Die vom Zulassungsausschuss genehmigte Gemeinschaftspraxis habe tatsächlich nicht bestanden. Damit entsprach die vertraglich vereinbarte Kooperation nicht den rechtlichen Vorgaben. Der Arzt habe zu keinem Zeitpunkt über die berufliche und persönliche Selbstständigkeit verfügt, die für die Ausübung der Tätigkeit des Vertragsarztes in freier Praxis erforderlich ist. Nach den vertraglichen Vereinbarungen trug er zu keinem Zeitpunkt das wirtschaftliche Risiko der Praxis mit und war in keiner Weise am Wert der Praxis beteiligt. Die ärztliche Tätigkeit wird jedenfalls dann nicht mehr in freier Praxis ausgeübt, wenn beides explizit ausgeschlossen ist.

Bei gesetzwidrigen Gestaltungen der beruflichen Kooperation darf nach Auffassung des BSG eine KV die notwendigen vergütungsrechtlichen Folgerungen ziehen. Im Innenverhältnis zur KV schütze der rechtswidrig erlangte bzw. genutzte Status als „freier Partner“ den Arzt in vergütungsrechtlicher Hinsicht nicht. Die Richtigstellung fehlerhafter vertragsärztlicher Abrechnungen durch KVen sei dann rechtens – selbst wenn grundsätzlich kein Verschulden des Vertragsarztes vorliege.

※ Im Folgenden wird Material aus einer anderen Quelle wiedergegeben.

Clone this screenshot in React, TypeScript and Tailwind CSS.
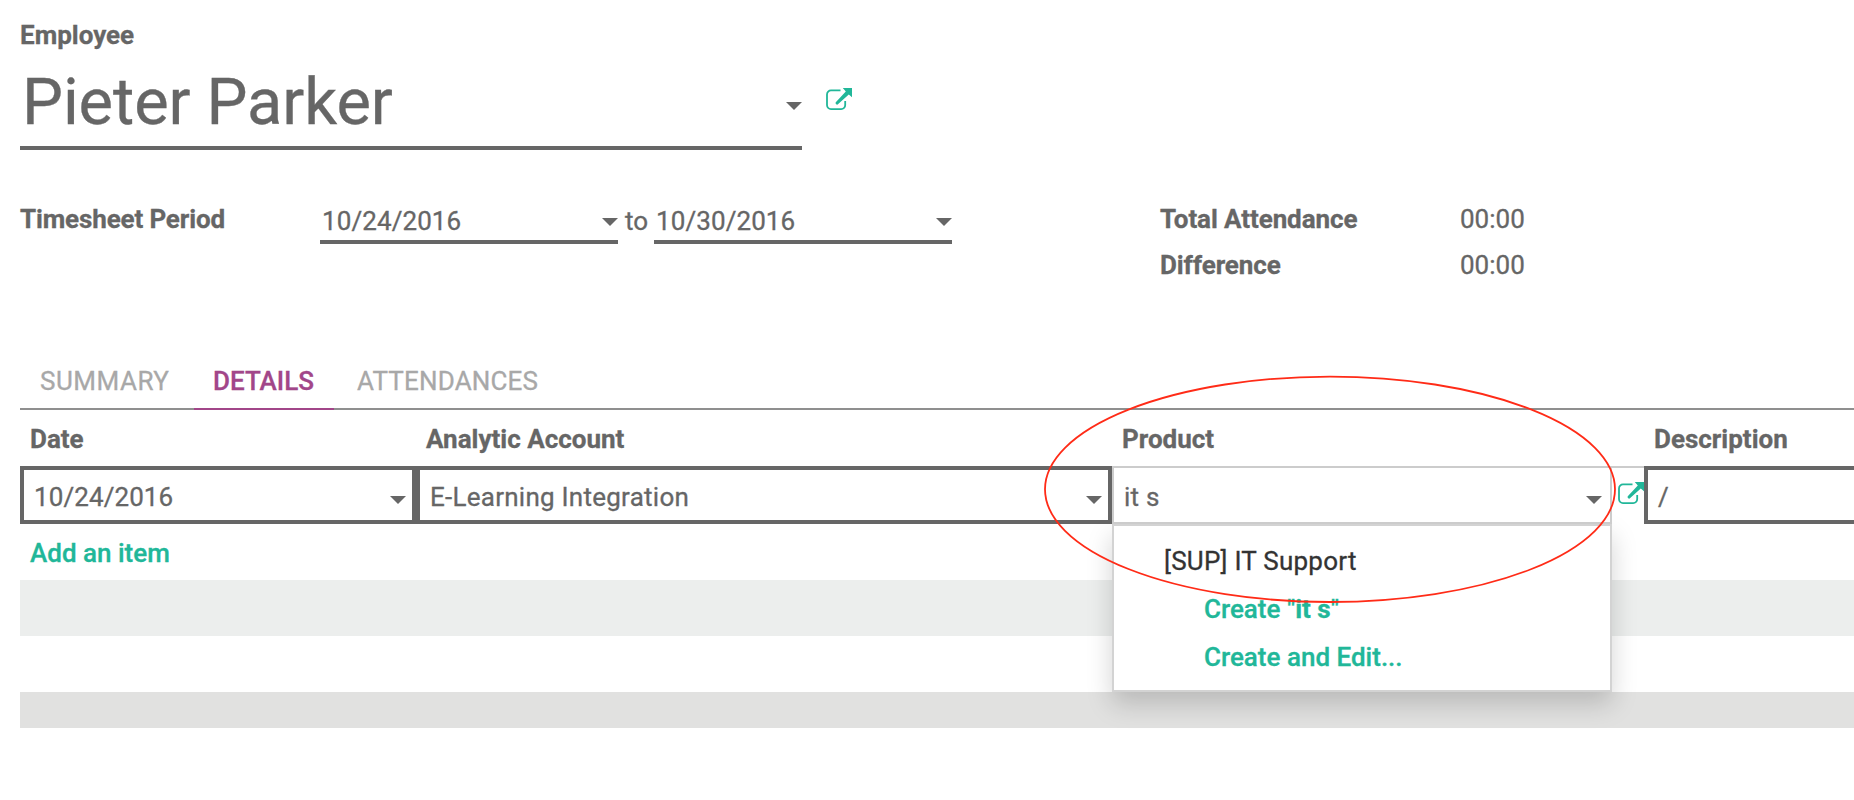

Im vorliegenden Fall bestanden für das BSG aber keine Zweifel, dass die bisherigen Partner der Gemeinschaftspraxis wussten, dass ein Arzt, der weder am Erfolg noch am Wertzuwachs der Praxis beteiligt sein sollte, kein Partner einer Gemeinschaftspraxis sein kann.

Fazit

Der verhandelte Fall macht die möglichen gravierenden Konsequenzen eines verdeckten Anstellungsverhältnisses deutlich – hier eine Honorarrückforderung in Höhe von etwa 880.000 Euro.

Bei der Einbindung eines neuen Partners ist unbedingt darauf zu achten, dass er zumindest in irgendeiner Form am wirtschaftlichen Risiko beteiligt wird. Im Hinblick auf den hohen Wert radiologischer Praxen ist es häufig beim Einstieg eines neuen Partners nicht gewünscht, diesen in der „Erprobungsphase“ gleich am Gesellschaftsvermögen zu beteiligen. Hier gilt es, eine Vertragsgestaltung zu finden, bei der man sich nicht der Gefahr von „verdeckten Anstellungsverhältnissen“ aussetzt. In der Regel empfiehlt es sich, hierfür rechtlichen Rat einzuholen.